We think that education is a powerful means of disseminating and infiltrating minds with generous ideas. It is an auxiliary much more apt than others to raise the moral level of youth. Because of the susceptibility and impressionability of the organ on which it acts, its action is essential. It can determine the future of an intelligence, by opening previously unsuspected horizons. Education can be the most active motor of progress, through the direct influence that it exerts on the blossoming of ideas and their later direction. It can become the lever that will lift up the world and will overthrow error, lies and injustice forever. Its impact can be immense, and its mission is noble and great, for its aim must be the uplifting of humanity.
Indeed, isn’t the greatest service to render to humanity to strip away the veil that we obstinately maintain before our eyes, to show what paltry idols we have been taught to worship and the poverty of the arguments by which respect for them is imposed?
In these times of indifference, platitude and mediocrity, it is not an easy thing to establish a Libertarian School, breaking frankly and without hesitation with the misguided ways of the past.
In setting ourselves to the work, we have not concealed from ourselves the difficulty of the enterprise. The task will be tiresome and hard, the road bristling with obstacles. But the greater the obstacles, the more tenacious will be our efforts.

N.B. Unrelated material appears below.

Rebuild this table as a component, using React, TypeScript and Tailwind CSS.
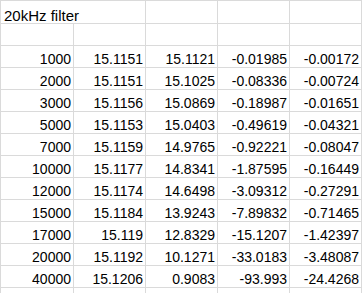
import React from "react";

const rows: string[][] = [
  ["1000", "15.1151", "15.1121", "-0.01985", "-0.00172"],
  ["2000", "15.1151", "15.1025", "-0.08336", "-0.00724"],
  ["3000", "15.1156", "15.0869", "-0.18987", "-0.01651"],
  ["5000", "15.1153", "15.0403", "-0.49619", "-0.04321"],
  ["7000", "15.1159", "14.9765", "-0.92221", "-0.08047"],
  ["10000", "15.1177", "14.8341", "-1.87595", "-0.16449"],
  ["12000", "15.1174", "14.6498", "-3.09312", "-0.27291"],
  ["15000", "15.1184", "13.9243", "-7.89832", "-0.71465"],
  ["17000", "15.119", "12.8329", "-15.1207", "-1.42397"],
  ["20000", "15.1192", "10.1271", "-33.0183", "-3.48087"],
  ["40000", "15.1206", "0.9083", "-93.993", "-24.4268"],
];

const cell = "border-r border-b border-[#dadada] flex items-end justify-end pr-[2px] leading-[16px]";

export default function App() {
  return (
    <div className="w-[362px] h-[293px] overflow-hidden bg-white text-black text-[14px] font-['Liberation_Sans',Arial,sans-serif]">
      <div className="grid grid-cols-[73px_72px_72px_72px_72px] border-l border-t border-[#dadada] w-[362px]">
        {/* title row: text spills into column B */}
        <div className="col-span-2 h-[23px] border-r border-b border-[#dadada] flex items-end pl-[3px] text-[15px] leading-[15px]">
          20kHz filter
        </div>
        <div className="h-[23px] border-r border-b border-[#dadada]" />
        <div className="h-[23px] border-r border-b border-[#dadada]" />
        <div className="h-[23px] border-r border-b border-[#dadada]" />

        {/* empty row */}
        {[0, 1, 2, 3, 4].map((i) => (
          <div key={"e" + i} className="h-[22px] border-r border-b border-[#dadada]" />
        ))}

        {rows.map((r, ri) =>
          r.map((v, ci) => (
            <div key={ri + "-" + ci} className={`h-[22px] ${cell}`}>
              {v}
            </div>
          ))
        )}

        {[0, 1, 2, 3, 4].map((i) => (
          <div key={"t" + i} className="h-[22px] border-r border-[#dadada]" />
        ))}
      </div>
    </div>
  );
}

This work should not be the work of a few; it must be and will be the work of all: some minds open to important innovations, some curious to experiment, some enamored with novelty, some desirous of full justice social morality.
It is for good-hearted men, no matter which party they belong to, to lend us their moral and material support.
Le Comité d’initiative :
Elisée Reclus, Louise Michel. J. Grave, J. Ardouin, Ch. Malato, E. Janvion, L. Matha, J. Degalvès, Tolstoï, A. Girard, P. Kropotkine, J. Ferrière, L. Malquin.